COLIN BRAUN: I agree with Erik. Obviously I came from kind of a different background to the stock car world through the sports car racing that I did. For me it's been big jumps and learning a lot. I think for everybody coming into the Truck Series obviously in their rookie year they're learning a lot, but for me up through the green flag at the Daytona Truck Race last year, I had only ever run five stock car races. It was a lot of learning that I did this year. I feel like having a good group of people behind me, that Jack Roush can put behind you makes a big difference. Certainly for me the way I kind of got in driving with Roush Fenway Racing was we had Roush Yates-built engines in our sports cars that I drove, and I got to know a lot of people at Yates and a lot of people at Roush and a lot of people at Ford just having those engines in there.
Like Erik says, you've got to be in the right place at the right time, and there's a lot of good talented people out there that probably don't have an opportunity just because they weren't in the right place at the right time, and I guess it's a pretty special deal to be able to be in a driver development program.
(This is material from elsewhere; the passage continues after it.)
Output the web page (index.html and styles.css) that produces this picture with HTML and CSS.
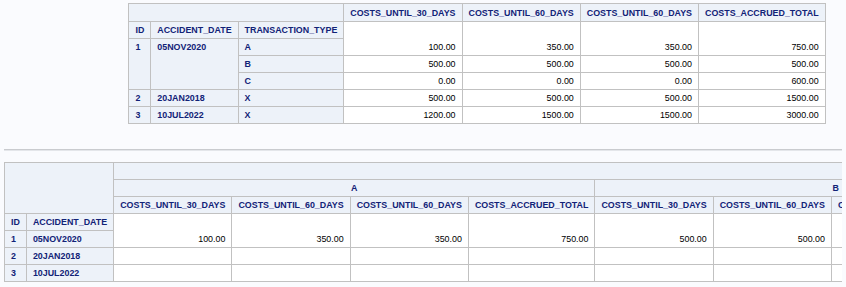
FILE: index.html
```html
<!DOCTYPE html>
<html>
<head>
<meta charset="utf-8">
<link rel="stylesheet" href="styles.css">
</head>
<body>
<div class="page">
  <div class="block">
    <table class="table">
      <tr class="toprow">
        <th class="header" colspan="3"></th>
        <th class="header">COSTS_UNTIL_30_DAYS</th>
        <th class="header">COSTS_UNTIL_60_DAYS</th>
        <th class="header">COSTS_UNTIL_60_DAYS</th>
        <th class="header">COSTS_ACCRUED_TOTAL</th>
      </tr>
      <tr>
        <th class="header l">ID</th>
        <th class="header l">ACCIDENT_DATE</th>
        <th class="header l">TRANSACTION_TYPE</th>
        <td class="data b" rowspan="2">100.00</td>
        <td class="data b" rowspan="2">350.00</td>
        <td class="data b" rowspan="2">350.00</td>
        <td class="data b" rowspan="2">750.00</td>
      </tr>
      <tr>
        <th class="rowheader" rowspan="3">1</th>
        <th class="rowheader" rowspan="3">05NOV2020</th>
        <th class="rowheader">A</th>
      </tr>
      <tr>
        <th class="rowheader">B</th>
        <td class="data">500.00</td>
        <td class="data">500.00</td>
        <td class="data">500.00</td>
        <td class="data">500.00</td>
      </tr>
      <tr>
        <th class="rowheader">C</th>
        <td class="data">0.00</td>
        <td class="data">0.00</td>
        <td class="data">0.00</td>
        <td class="data">600.00</td>
      </tr>
      <tr>
        <th class="rowheader">2</th>
        <th class="rowheader">20JAN2018</th>
        <th class="rowheader">X</th>
        <td class="data">500.00</td>
        <td class="data">500.00</td>
        <td class="data">500.00</td>
        <td class="data">1500.00</td>
      </tr>
      <tr>
        <th class="rowheader">3</th>
        <th class="rowheader">10JUL2022</th>
        <th class="rowheader">X</th>
        <td class="data">1200.00</td>
        <td class="data">1500.00</td>
        <td class="data">1500.00</td>
        <td class="data">3000.00</td>
      </tr>
    </table>
  </div>

  <hr class="pagebreak">

  <div class="block left">
    <table class="table">
      <tr>
        <th class="header" colspan="2" rowspan="3"></th>
        <th class="header" colspan="16"></th>
      </tr>
      <tr>
        <th class="header" colspan="4">A</th>
        <th class="header" colspan="4">B</th>
        <th class="header" colspan="4">C</th>
        <th class="header" colspan="4">X</th>
      </tr>
      <tr>
        <th class="header">COSTS_UNTIL_30_DAYS</th>
        <th class="header">COSTS_UNTIL_60_DAYS</th>
        <th class="header">COSTS_UNTIL_60_DAYS</th>
        <th class="header">COSTS_ACCRUED_TOTAL</th>
        <th class="header">COSTS_UNTIL_30_DAYS</th>
        <th class="header">COSTS_UNTIL_60_DAYS</th>
        <th class="header">COSTS_UNTIL_60_DAYS</th>
        <th class="header">COSTS_ACCRUED_TOTAL</th>
        <th class="header">COSTS_UNTIL_30_DAYS</th>
        <th class="header">COSTS_UNTIL_60_DAYS</th>
        <th class="header">COSTS_UNTIL_60_DAYS</th>
        <th class="header">COSTS_ACCRUED_TOTAL</th>
        <th class="header">COSTS_UNTIL_30_DAYS</th>
        <th class="header">COSTS_UNTIL_60_DAYS</th>
        <th class="header">COSTS_UNTIL_60_DAYS</th>
        <th class="header">COSTS_ACCRUED_TOTAL</th>
      </tr>
      <tr>
        <th class="header l">ID</th>
        <th class="header l">ACCIDENT_DATE</th>
        <td class="data b" rowspan="2">100.00</td>
        <td class="data b" rowspan="2">350.00</td>
        <td class="data b" rowspan="2">350.00</td>
        <td class="data b" rowspan="2">750.00</td>
        <td class="data b" rowspan="2">500.00</td>
        <td class="data b" rowspan="2">500.00</td>
        <td class="data b" rowspan="2">500.00</td>
        <td class="data b" rowspan="2">500.00</td>
        <td class="data b" rowspan="2">0.00</td>
        <td class="data b" rowspan="2">0.00</td>
        <td class="data b" rowspan="2">0.00</td>
        <td class="data b" rowspan="2">600.00</td>
        <td class="data b" rowspan="2"></td>
        <td class="data b" rowspan="2"></td>
        <td class="data b" rowspan="2"></td>
        <td class="data b" rowspan="2"></td>
      </tr>
      <tr>
        <th class="rowheader">1</th>
        <th class="rowheader">05NOV2020</th>
      </tr>
      <tr>
        <th class="rowheader">2</th>
        <th class="rowheader">20JAN2018</th>
        <td class="data"></td><td class="data"></td><td class="data"></td><td class="data"></td>
        <td class="data"></td><td class="data"></td><td class="data"></td><td class="data"></td>
        <td class="data"></td><td class="data"></td><td class="data"></td><td class="data"></td>
        <td class="data">500.00</td><td class="data">500.00</td><td class="data">500.00</td><td class="data">1500.00</td>
      </tr>
      <tr>
        <th class="rowheader">3</th>
        <th class="rowheader">10JUL2022</th>
        <td class="data"></td><td class="data"></td><td class="data"></td><td class="data"></td>
        <td class="data"></td><td class="data"></td><td class="data"></td><td class="data"></td>
        <td class="data"></td><td class="data"></td><td class="data"></td><td class="data"></td>
        <td class="data">1200.00</td><td class="data">1500.00</td><td class="data">1500.00</td><td class="data">3000.00</td>
      </tr>
    </table>
  </div>
</div>
</body>
</html>
```
FILE: styles.css
```css
html, body {
  overflow: hidden;
}
body {
  margin: 3px 4px;
  background: #fafbfe;
  font-family: "Liberation Sans", Arial, Helvetica, sans-serif;
  font-size: 8.9px;
}
.page {
  width: 946px;
}
.block {
  display: flex;
  justify-content: center;
}
.block.left {
  justify-content: flex-start;
}
.table {
  border-collapse: collapse;
  border: 1px solid #c1c1c1;
  background: #ffffff;
}
.table th,
.table td {
  border: 1px solid #c1c1c1;
  padding: 3px 6px;
  line-height: 10px;
  height: 10px;
  white-space: nowrap;
  font-size: 8.9px;
}
.toprow th {
  padding-top: 4px;
}
.header {
  background: #edf2f9;
  color: #112277;
  font-weight: bold;
  text-align: center;
  vertical-align: bottom;
}
.header.l {
  text-align: left;
}
.rowheader {
  background: #edf2f9;
  color: #112277;
  font-weight: bold;
  text-align: left;
  vertical-align: top;
}
.data {
  background: #ffffff;
  color: #000000;
  text-align: right;
  vertical-align: top;
}
.data.b {
  vertical-align: bottom;
}
.pagebreak {
  margin: 25px 0 11px;
  width: 100%;
  height: 0;
  border: 0;
  border-top: 1px solid #c9cbcf;
  border-bottom: 1px solid #e4e6ea;
}
```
You see a lot of different people in development programs and they're out the next year, and they're doing something else.
But I think one of the cool things about Jack Roush's organization is it seems like if you get into the driver development program you're going to be in there for a while and get a chance to grow. He gives you a chance to prove your skills and learn and grow as a driver, and I think that's pretty special.
RAMSEY POSTON: Gentlemen, thanks for your time. Appreciate it.